Die Initiative will sich gegen die Behauptung des Bezirksamt Steglitz-Zehlendorf wehren, dass die rund 16.000 Quadratmeter große Grünfläche nur ein „wertloser Stangenwald“ sei. Die Rodung würde den einzigartigen Biotopverbund mit dem Landschaftsschutzgebiet Heinrich-Laehr-Park unwiederbringlich zerstören. Deshalb ist die Initiative seit Bekanntwerden der geplanten MUF-Standorte auf der Suche nach Alternativstandorten. Doch beide Vorschläge, eine ehemalige Übergangsunterkunft an der Thielallee 88 und eine Containeranlage an der Potsdamer Chaussee Ecke Hohentwielsteig, seien nach Angaben der Senatssozialverwaltung als MUF-Standort nicht geeignet. Deshalb ist die Initiative nun auf der Suche nach anderen Standorten. „Leider bekommen wir von der Bezirkspolitik keine Unterstützung. Es wird immer von Bürgernähe gesprochen, aber wenn man zum Dialog bereit ist, ist niemand da“, sagt Henning Gerlach.

Unterstützung von Naturschutz und Architekten

Unterstützung bekommt die Initiative vom Bund für Umwelt und Naturschutz (BUND) Berlin. „Bei der gesamtstädtischen Planung ist nicht vorgesehen, dass der Wald am Dahlemer Weg bebaut wird. Wir fordern, dass Berliner Grünflächen verbindlich geschützt werden“, sagt Tilmann Heuser, Landesgeschäftsführer des BUND Berlin e.V.

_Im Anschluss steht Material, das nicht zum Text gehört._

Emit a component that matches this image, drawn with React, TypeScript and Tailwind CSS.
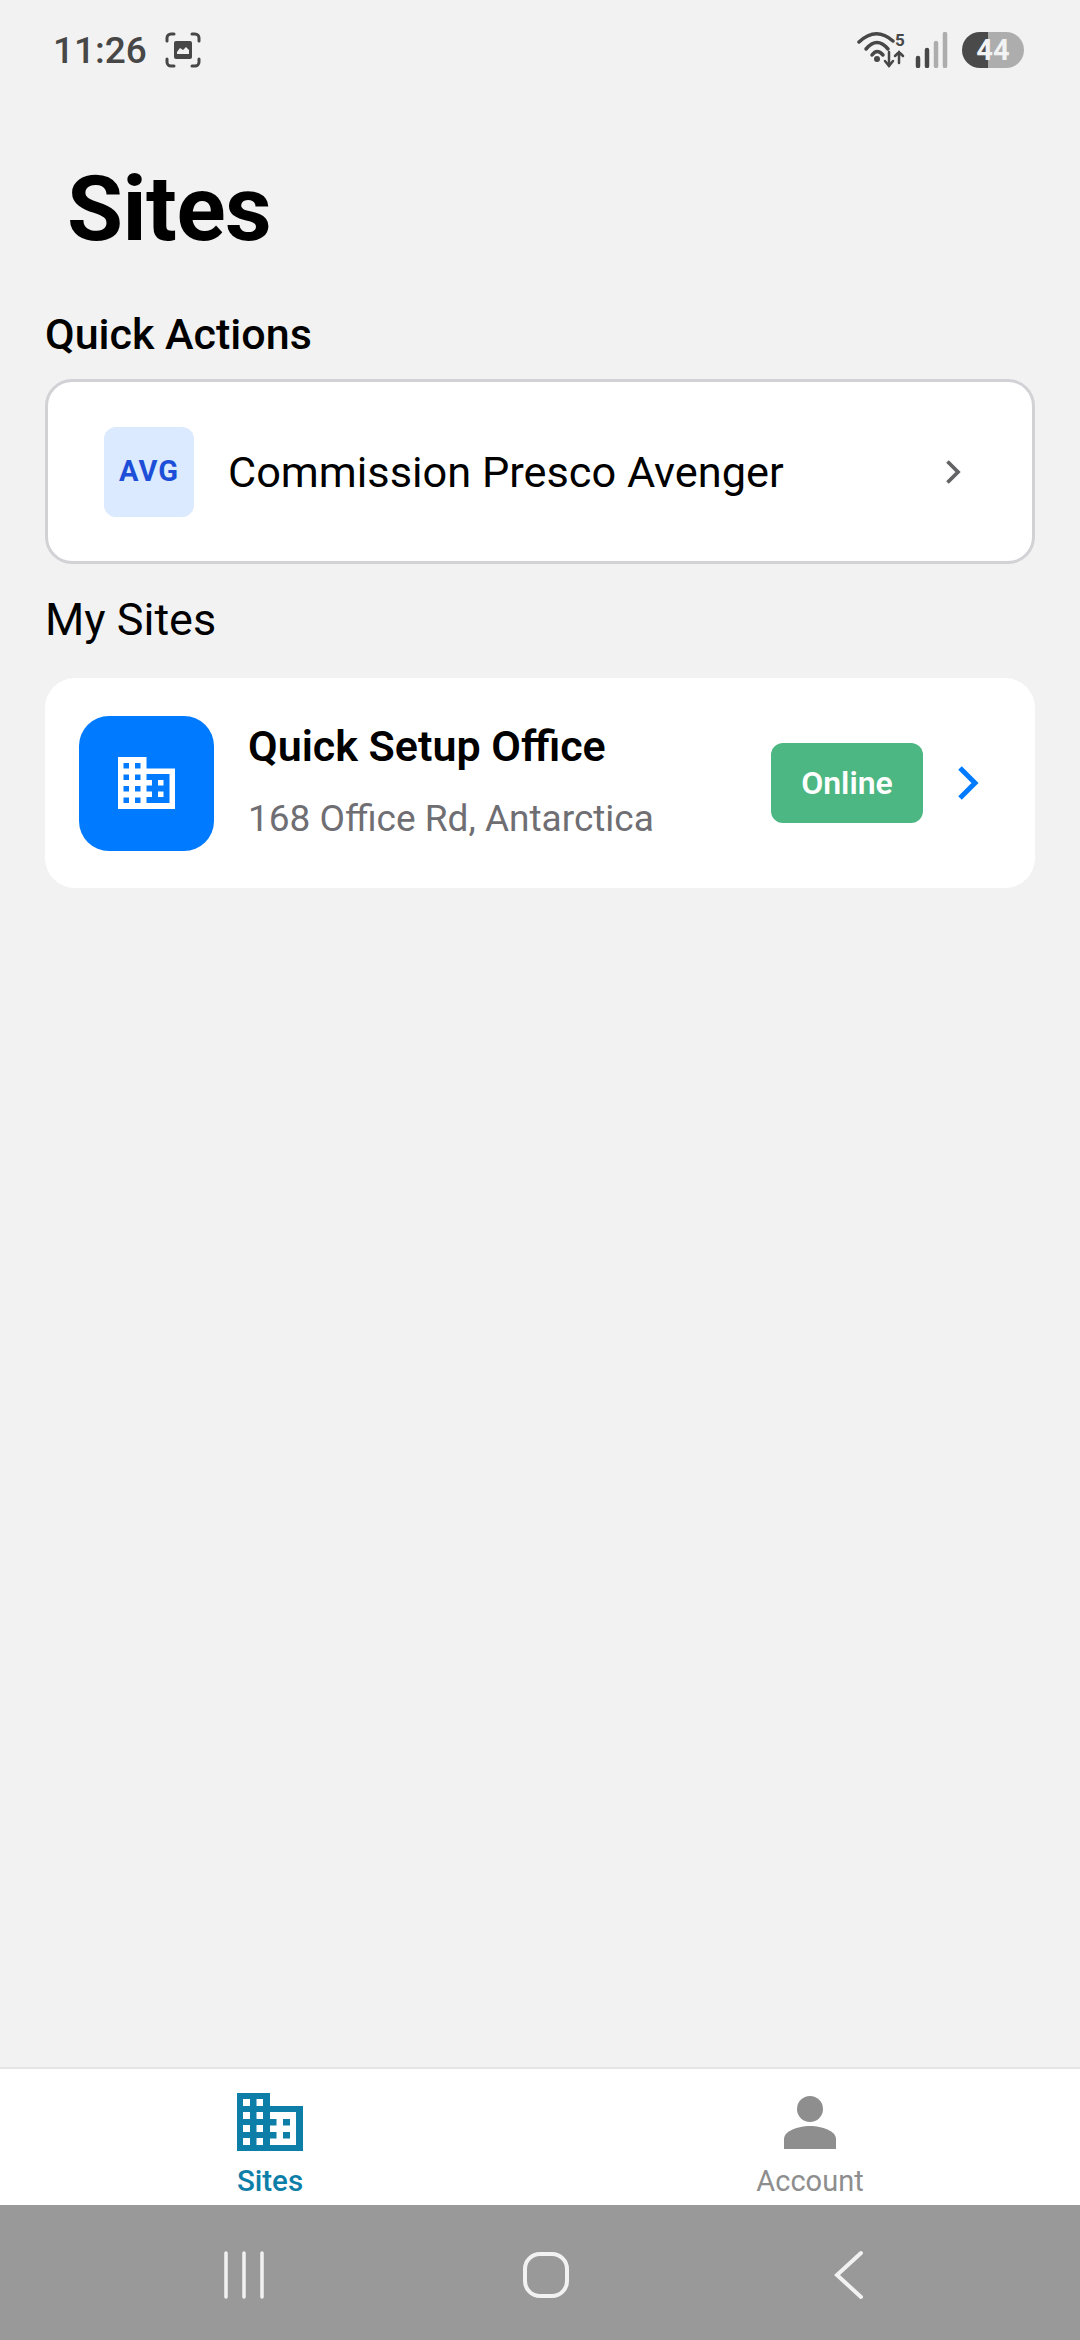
const roboto = "font-['Roboto','Liberation_Sans',sans-serif]";

function BuildingIcon({ className }: { className?: string }) {
  // two-block building, windows cut out of the left tower
  return (
    <svg viewBox="0 0 66 58" className={className} fill="currentColor" fillRule="evenodd">
      <path d="M0 0h33v13h33v45H0z M6 6v7h7V6z M19.500 6v7h6.500V6z M6 19v7h7v-7z M19.500 19v7h6.500v-7z M6 32v7h7v-7z M19.500 32v7h6.500v-7z M6 45v7h7v-7z M19.500 45v7h6.500v-7z M33 19v7h6.500v6.500H33V39h6.500v6.500H33V52h26V19z M46 26h7v6.500h-7z M46 39h7v6.500h-7z" />
    </svg>
  );
}

function OutlineBuilding({ className }: { className?: string }) {
  return (
    <svg viewBox="0 0 57 52" className={className} fill="currentColor" fillRule="evenodd">
      <path d="M0 0h28.500v11.500H57V52H0z M5.500 6v5.500H11V6z M17 6v5.500h5.500V6z M5.500 17.500V23H11v-5.500z M17 17.500V23h5.500v-5.500z M5.500 29v5.500H11V29z M17 29v5.500h5.500V29z M5.500 40.500V46H11v-5.500z M17 40.500V46h5.500v-5.500z M28.500 17v6H34v5.500h-5.500v6H34V40h-5.500v6H51.500V17z M40 23h5.500v5.500H40z M40 34.500h5.500V40H40z" />
    </svg>
  );
}

function StatusLeft() {
  return (
    <div className="flex items-center gap-[18px]">
      <span className={`${roboto} text-[37px] leading-none font-medium text-[#474747]`}>11:26</span>
      <svg viewBox="0 0 36 36" className="w-9 h-9" fill="none" stroke="#474747" strokeWidth="3" strokeLinecap="round">
        <path d="M2 9V6a4 4 0 0 1 4-4h3 M27 2h3a4 4 0 0 1 4 4v3 M34 27v3a4 4 0 0 1-4 4h-3 M9 34H6a4 4 0 0 1-4-4v-3" />
        <path d="M9 11a2 2 0 0 1 2-2h14a2 2 0 0 1 2 2v14a2 2 0 0 1-2 2H11a2 2 0 0 1-2-2z" fill="#474747" stroke="none" />
        <path d="M12 22v-2l3-4 3 2 3-3 3 3v4z" fill="#f2f2f2" stroke="none" />
      </svg>
    </div>
  );
}

function StatusRight() {
  return (
    <div className="flex items-center">
      <svg viewBox="0 0 54 38" className="w-[54px] h-[38px]" fill="none" stroke="#474747" strokeLinecap="round">
        <path d="M4 11Q21 -5 38 10" strokeWidth="3.500" />
        <path d="M11 18Q22 5 33 18" strokeWidth="3.500" />
        <path d="M17 24Q22 17 28 24" strokeWidth="3.500" />
        <circle cx="22" cy="28" r="3" fill="#474747" stroke="none" />
        <path d="M34 21v14 M30 30l4 5 4-5" strokeWidth="2.500" />
        <path d="M44 32V21 M40 25l4-4 4 4" strokeWidth="2.500" />
        <text x="40" y="15" fontSize="17" fontWeight="700" fill="#474747" stroke="none" fontFamily="Roboto">5</text>
      </svg>
      <svg viewBox="0 0 34 36" className="w-[34px] h-9 ml-[5px]" fill="none" strokeWidth="4.500" strokeLinecap="round">
        <path d="M4 34v-8 M13 34V18" stroke="#474747" />
        <path d="M22 34V11 M31 34V2" stroke="#adadad" />
      </svg>
      <div className={`${roboto} relative w-[62px] h-[36px] rounded-full overflow-hidden flex ml-[14px]`}>
        <div className="w-[26px] bg-[#4a4a4a]" />
        <div className="flex-1 bg-[#adadad]" />
        <span className="absolute inset-0 flex items-center justify-center text-[29px] font-bold text-[#f2f2f2] leading-none">44</span>
      </div>
    </div>
  );
}

export default function App() {
  return (
    <div className={`${roboto} flex flex-col h-[2340px] w-[1080px] bg-[#f2f2f2] overflow-hidden`}>
      <div className="flex items-center justify-between h-[100px] pl-[53px] pr-[56px]">
        <StatusLeft />
        <StatusRight />
      </div>

      <main className="flex-1 px-[45px]">
        <h1 className="text-[91px] leading-[100px] font-bold text-black pl-[22px] mt-[59px] tracking-[-0.5px]">Sites</h1>

        <h2 className="text-[43px] leading-[50px] font-medium text-black mt-[50px]">Quick Actions</h2>
        <button className="flex items-center w-[990px] h-[185px] mt-[20px] pl-[56px] pr-[62px] bg-white border-[3px] border-[#d1d1d6] rounded-[27px]">
          <span className="flex items-center justify-center w-[90px] h-[90px] rounded-[12px] bg-[#dbeafe] text-[#1d4ed8] text-[29px] font-bold tracking-[1px]">AVG</span>
          <span className="ml-[34px] mt-[4px] flex-1 text-left text-[43.300px] text-black">Commission Presco Avenger</span>
          <svg viewBox="0 0 24 24" className="w-9 h-9 text-[#636366]" fill="none" stroke="currentColor" strokeWidth="2.500">
            <path d="M9 5l7 7-7 7" />
          </svg>
        </button>

        <h2 className="text-[45px] leading-[50px] text-black mt-[31px]">My Sites</h2>
        <div className="flex items-center w-[990px] h-[210px] mt-[33px] pl-[34px] pr-[56px] bg-white rounded-[30px]">
          <div className="flex items-center justify-center w-[135px] h-[135px] rounded-[30px] bg-[#007aff] text-white">
            <OutlineBuilding className="w-[57px] h-[52px]" />
          </div>
          <div className="flex-1 ml-[34px] pb-[5px]">
            <p className="text-[43px] leading-[50px] font-semibold text-black">Quick Setup Office</p>
            <p className="text-[37px] leading-[44px] text-[#6e6e73] mt-[26px]">168 Office Rd, Antarctica</p>
          </div>
          <span className="flex items-center justify-center w-[152px] h-[80px] rounded-[12px] bg-[#4cb782] text-white text-[32px] font-semibold">Online</span>
          <svg viewBox="0 0 21 34" className="w-[21px] h-[34px] ml-[35px]" fill="none" stroke="#007aff" strokeWidth="5">
            <path d="M2 2l15 15L2 32" />
          </svg>
        </div>
      </main>

      <nav className="flex h-[138px] bg-white border-t-2 border-[#e5e5e5]">
        <div className="flex-1 flex flex-col items-center pt-[24px]">
          <BuildingIcon className="w-[66px] h-[58px] text-[#0d7ea8]" />
          <span className="text-[29.500px] leading-[34px] font-medium text-[#0d7ea8] mt-[13px]">Sites</span>
        </div>
        <div className="flex-1 flex flex-col items-center pt-[24px]">
          <svg viewBox="0 0 66 58" className="w-[66px] h-[58px] text-[#8e8e8e]" fill="currentColor">
            <circle cx="33" cy="16" r="13" />
            <path d="M7 56v-10c0-8 14-13 26-13s26 5 26 13v10z" />
          </svg>
          <span className="text-[29px] leading-[34px] text-[#8e8e8e] mt-[13px]">Account</span>
        </div>
      </nav>

      <div className="h-[135px] bg-[#999999]">
        <svg viewBox="0 0 1080 135" className="w-full h-full" fill="none" stroke="#f2f2f2" strokeLinecap="round">
          <path d="M226 48v44 M244 48v44 M262 48v44" strokeWidth="3.500" />
          <rect x="525" y="49" width="42" height="42" rx="15" strokeWidth="4" />
          <path d="M861 48L837 70l24 22" strokeWidth="4" />
        </svg>
      </div>
    </div>
  );
}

Als Planer würde er nie auf die Idee kommen, den Wald zu bebauen, sagt der Vorstand des Bundes Deutscher Architekten Berlin Andreas R. Becher. Seiner Meinung nach sei es sinnvoller, eine Gewerbeanlage nebenan zu nutzen, als einen 60 Jahre alten Wald zu roden. „Aber in Berlin habe ich das Gefühl, dass man keine Ansprechpartner findet, wenn man versucht, vernunftbasiert zu diskutieren“, sagt Becher.

Die Initiative will weiter für ihren kleinen Wald kämpfen – wenn nötig auch laut und mit Transparenten.